La plupart viennent pour travailler légalement comme domestiques, coiffeuses ou serveuses, et croient pouvoir disposer de leur argent. La réalité qu’elles trouvent est un choc ! Sous les diktats de la « madame », elles doivent s’exhiber en plein air plutôt ‘déshabillées’, pour attirer les clients qui passent en voiture ou à pied. Elles sont obligées à avoir des relations sexuelles avec des hommes derrière des buissons, sous des tentes de fortune, ou dans la rue, hiver comme été. Parfois elles sont attaquées et blessées par des clients ou par des bandes qui leur enlèvent l’argent du jour… La plupart de l’argent ainsi obtenu va pour payer la dette, mais la madame leur permet d’envoyer un peu d’argent à la famille, pour mieux les tenir, car la famille demande de plus en plus d’argent.
Elles ne se sentent pas victimes, car leurs souffrances ne sont que la conséquence de leur choix d’aider leur famille restée au pays. Elles ont une relation ambiguë envers la madame qui est leur proxénète. Elle les a aidées à réaliser leur rêve de partir en Europe, leur procure un logement, même si c’est à prix d’or, les guide dans leur demande d’asile que la plupart ne recevra jamais, leur procure une place pour faire leur travail et leur permet d’envoyer une petite quantité d’argent à leur famille… Elles ont peur de ne pas accomplir le contrat et que le ‘djoudjou’ se tourne contre elles. Mais elles ne voient pas que la madame n’accomplit pas sa part de contrat, car elles sont « sans papiers ». Pire encore, la madame a ses espions parmi les filles, ce qui crée une atmosphère de méfiance entre elles.
Elles veulent toutes rester en France, mais elles ne parlent pas le français et ne l’apprennent pas, même si on leur offre des cours gratuits. Elles sont isolées et ne connaissent de France que leurs clients et le métro. Elles pensent que la prostitution est la seule alternative pour rester en Europe. Elles rêvent du jour où elles finiront de payer la dette et trouveront un époux, si possible français ! Tout cela rend très difficile la sortie de cette situation où elles vivent dans l’esclavage jusqu’à qu’elles paient toute la dette à la madame.

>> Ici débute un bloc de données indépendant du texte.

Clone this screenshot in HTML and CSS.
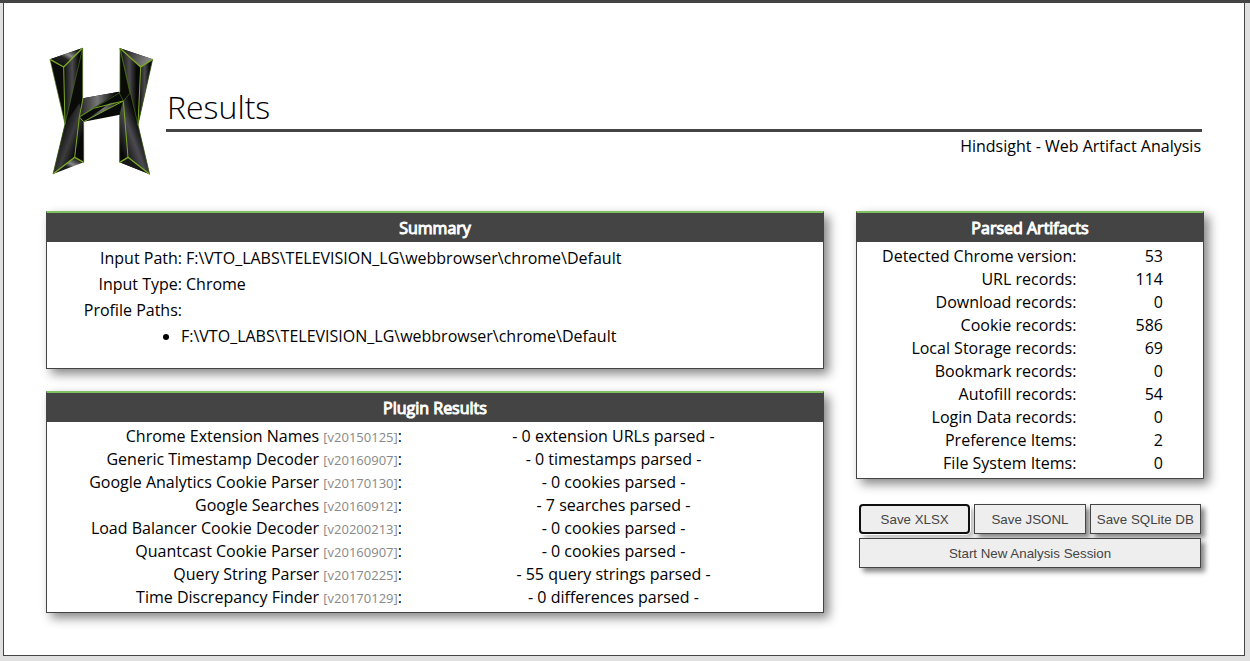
FILE: index.html
```html
<!DOCTYPE html>
<html lang="en">
<head>
<meta charset="UTF-8">
<meta name="viewport" content="width=device-width, initial-scale=1.0">
<title>Hindsight - Results</title>
<link rel="stylesheet" href="styles.css">
</head>
<body>

<div class="wrapper">

<!-- Logo and title -->
<div class="header">
    <svg class="logo" viewBox="27 36 312 384" role="img" aria-label="Hindsight logo">
        <defs>
            <linearGradient id="leg" x1="0" y1="0" x2="1" y2="0">
                <stop offset="0" stop-color="#0a0a0a"/>
                <stop offset="0.45" stop-color="#4c4a4e"/>
                <stop offset="0.8" stop-color="#080808"/>
            </linearGradient>
            <linearGradient id="foot" gradientUnits="userSpaceOnUse" x1="50" y1="300" x2="130" y2="330">
                <stop offset="0" stop-color="#030303"/>
                <stop offset="0.5" stop-color="#3c3c3e"/>
                <stop offset="0.85" stop-color="#080808"/>
            </linearGradient>
            <linearGradient id="footright" gradientUnits="userSpaceOnUse" x1="239" y1="340" x2="320" y2="310">
                <stop offset="0" stop-color="#060606"/>
                <stop offset="0.55" stop-color="#4a4a50"/>
                <stop offset="0.9" stop-color="#0a0a0a"/>
            </linearGradient>
            <linearGradient id="cap" x1="0" y1="1" x2="1" y2="0">
                <stop offset="0" stop-color="#080808"/>
                <stop offset="0.45" stop-color="#222"/>
                <stop offset="0.6" stop-color="#888"/>
                <stop offset="0.85" stop-color="#151515"/>
            </linearGradient>
            <linearGradient id="capright" x1="0" y1="0" x2="1" y2="0.3">
                <stop offset="0" stop-color="#111"/>
                <stop offset="1" stop-color="#888"/>
            </linearGradient>
            <linearGradient id="bar" x1="0" y1="0" x2="1" y2="0">
                <stop offset="0" stop-color="#222"/>
                <stop offset="0.45" stop-color="#777"/>
                <stop offset="0.9" stop-color="#080808"/>
            </linearGradient>
        </defs>
        <g>
            <!-- left leg -->
            <path fill="#0a0b09" d="M30 73 L128 39 V200 L131 382 L104 367 L39 417 L75 267 Z"/>
            <path fill="url(#cap)" d="M30 73 L128 39 L71 96 Z"/>
            <path fill="url(#leg)" d="M71 96 L128 39 L75 267 Z"/>
            <path fill="url(#foot)" d="M75 267 L118 205 L131 255 V382 L104 367 L39 417 Z"/>
            <path fill="url(#cap)" d="M39 417 L104 367 L131 382 Z"/>
            <!-- right leg -->
            <path fill="#0a0b09" d="M240 40 L338 73 L294 269 L329 418 L239 382 Z"/>
            <path fill="url(#capright)" d="M240 40 L338 73 L302 96 Z"/>
            <path fill="url(#leg)" d="M338 73 L302 96 L294 269 Z"/>
            <path fill="url(#leg)" d="M240 40 L302 96 L294 269 Z"/>
            <path fill="url(#footright)" d="M250 198 L270 175 L294 269 L329 418 L264 367 L239 382 V240 Z"/>
            <path fill="#181818" d="M239 382 L264 367 L329 418 Z"/>
            <!-- crossbar -->
            <path fill="#080a07" d="M129 190 L238 170 L250 198 L240 239 L131 260 L118 246 Z"/>
            <path fill="url(#bar)" d="M129 190 L238 170 L118 246 Z"/>
            <path fill="url(#bar)" d="M140 254 L210 204 L250 198 Z"/>
        </g>
        <g fill="none" stroke="#7caa27" stroke-width="2" stroke-linejoin="round">
            <path stroke-width="4" d="M30 73 L71 96 L128 39 M240 40 L302 96 L338 73"/>
            <path stroke-width="4" d="M39 417 L104 367 L131 382 M239 382 L264 367 L329 418"/>
            <path stroke-width="3" d="M71 96 L75 267 M302 96 L294 269 M104 367 L118 246 M264 367 L250 198"/>
            <path stroke-width="3" d="M118 246 L160 220 L250 198 L131 260 L118 246 L129 190"/>
        </g>
        <g fill="none" stroke="#4a7318" stroke-width="2">
            <path d="M30 73 L75 267 L39 417 M128 39 L75 267 M128 39 V188 M131 260 V382"/>
            <path d="M338 73 L294 269 L329 418 M240 40 L294 269 M240 40 V170 M239 242 V382"/>
            <path d="M240 40 L270 175 L250 198 M118 246 L238 174 L250 198 L240 240"/>
        </g>
    </svg>
    <div class="title">
        <h1>Results</h1>
        <p>Hindsight - Web Artifact Analysis</p>
    </div>
</div>

<div class="content">

    <div class="main">
        <div class="box">
            <h2>Summary</h2>
            <dl class="summary">
                <dt>Input Path:</dt>
                <dd>F:\VTO_LABS\TELEVISION_LG\webbrowser\chrome\Default</dd>
                <dt>Input Type:</dt>
                <dd>Chrome</dd>
                <dt>Profile Paths:</dt>
                <dd class="paths">
                    <ul>
                        <li>F:\VTO_LABS\TELEVISION_LG\webbrowser\chrome\Default</li>
                    </ul>
                </dd>
            </dl>
        </div>

        <div class="box">
            <h2>Plugin Results</h2>
            <table class="plugins">
                <tr><th>Chrome Extension Names <span>[v20150125]</span>:</th><td>- 0 extension URLs parsed -</td></tr>
                <tr><th>Generic Timestamp Decoder <span>[v20160907]</span>:</th><td>- 0 timestamps parsed -</td></tr>
                <tr><th>Google Analytics Cookie Parser <span>[v20170130]</span>:</th><td>- 0 cookies parsed -</td></tr>
                <tr><th>Google Searches <span>[v20160912]</span>:</th><td>- 7 searches parsed -</td></tr>
                <tr><th>Load Balancer Cookie Decoder <span>[v20200213]</span>:</th><td>- 0 cookies parsed -</td></tr>
                <tr><th>Quantcast Cookie Parser <span>[v20160907]</span>:</th><td>- 0 cookies parsed -</td></tr>
                <tr><th>Query String Parser <span>[v20170225]</span>:</th><td>- 55 query strings parsed -</td></tr>
                <tr><th>Time Discrepancy Finder <span>[v20170129]</span>:</th><td>- 0 differences parsed -</td></tr>
            </table>
        </div>
    </div>

    <div class="side">
        <div class="box">
            <h2>Parsed Artifacts</h2>
            <table class="artifacts">
                <tr><th>Detected Chrome version:</th><td>53</td></tr>
                <tr><th>URL records:</th><td>114</td></tr>
                <tr><th>Download records:</th><td>0</td></tr>
                <tr><th>Cookie records:</th><td>586</td></tr>
                <tr><th>Local Storage records:</th><td>69</td></tr>
                <tr><th>Bookmark records:</th><td>0</td></tr>
                <tr><th>Autofill records:</th><td>54</td></tr>
                <tr><th>Login Data records:</th><td>0</td></tr>
                <tr><th>Preference Items:</th><td>2</td></tr>
                <tr><th>File System Items:</th><td>0</td></tr>
            </table>
        </div>

        <div class="buttons">
            <button type="button" class="active">Save XLSX</button>
            <button type="button">Save JSONL</button>
            <button type="button">Save SQLite DB</button>
            <button type="button" class="wide">Start New Analysis Session</button>
        </div>
    </div>

</div>
</div>

</body>
</html>
```

FILE: styles.css
```css
* {
    box-sizing: border-box;
}

body {
    margin: 0;
    border-top: 3px solid #444;
    background-color: #e0e0e0;
    color: #000;
    font-family: "Open Sans", sans-serif;
    font-size: 16px;
    font-weight: 400;
    line-height: 23px;
}

.wrapper {
    margin: 0 5px 5px 3px;
    padding: 44px 40px 42px 42px;
    border: 1px solid #444;
    border-top: none;
    background-color: #fff;
}

/* Header */
.header {
    display: flex;
    gap: 13px;
    padding: 0 2px 0 3px;
    margin-bottom: 36px;
}

.logo {
    width: 104px;
    height: 128px;
    flex: none;
}

.title {
    flex: 1;
    padding-top: 37px;
}

.title h1 {
    margin: 0;
    padding-left: 1px;
    border-bottom: 3px solid #444;
    font-size: 32px;
    font-weight: 300;
    line-height: 45px;
}

.title p {
    margin: 3px 0 0;
    padding-right: 1px;
    text-align: right;
}

/* Boxes */
.content {
    display: grid;
    grid-template-columns: 1fr 348px;
    gap: 32px;
}

.box {
    margin-bottom: 22px;
    border: 1px solid #444;
    border-top: 2px solid #80c060;
    background-color: #fff;
    box-shadow: 5px 5px 10px #888;
}

.main .box:last-child {
    margin-bottom: 0;
}

.box h2 {
    margin: 0;
    padding: 4px 0 2px;
    background-color: #444;
    color: #fff;
    font-size: 16px;
    font-weight: 400;
    line-height: 23px;
    text-align: center;
    -webkit-text-stroke: 1px #fff;
}

.summary {
    display: grid;
    grid-template-columns: 135px 1fr;
    column-gap: 4px;
    margin: 0;
    padding: 3px 0 19px;
    line-height: 26px;
}

.summary dt {
    text-align: right;
}

.summary dd {
    margin: 0;
}

.summary .paths {
    grid-column: 1 / -1;
}

.summary ul {
    margin: 0;
    padding-left: 134px;
}

table {
    width: 100%;
    margin: 3px 0;
    border-collapse: collapse;
}

th,
td {
    padding: 0 2px;
    font-weight: 400;
}

th {
    text-align: right;
}

.plugins th {
    width: 46%;
}

.plugins th span {
    color: #888;
    font-size: 13px;
    line-height: 16px;
}

.plugins td {
    text-align: center;
}

.artifacts th {
    width: 64%;
}

.artifacts td {
    padding-right: 40px;
    text-align: right;
}

/* Buttons */
.buttons {
    display: grid;
    grid-template-columns: repeat(3, 1fr);
    gap: 4px;
    margin-top: 25px;
    padding: 0 3px;
}

.buttons button {
    height: 30px;
    padding: 0;
    border: 1px solid #444;
    background-color: #eee;
    color: #444;
    font-family: "Liberation Sans", Arial, sans-serif;
    box-shadow: 4px 4px 5px #888;
}

.buttons .active {
    border: 2px solid #101010;
    border-radius: 4px;
    box-shadow: 0 0 0 1px #fff, 4px 4px 5px #bbb;
}

.buttons .wide {
    grid-column: 1 / -1;
}
```
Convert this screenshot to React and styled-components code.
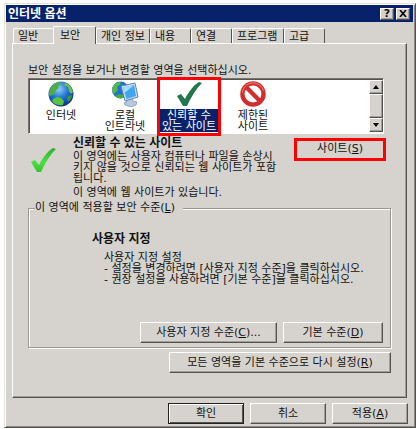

Notre rôle pendant les visites-formation est d’être là pour elles, sans rien demander, de nous intéresser à elles, de les respecter. Elles perçoivent cela, surtout à un moment de leur vie où elles se sentent exploitées par les clients, par les madames et qu’elles se méfient même de leurs compagnes. Le fait de nous voir régulièrement leur permet de créer une relation de confiance et les aidera le jour où elles le décideront, d’être capables de verbaliser leur situation, soit pour se confier, soit pour faire un pas en vue de sortir de leur situation présente.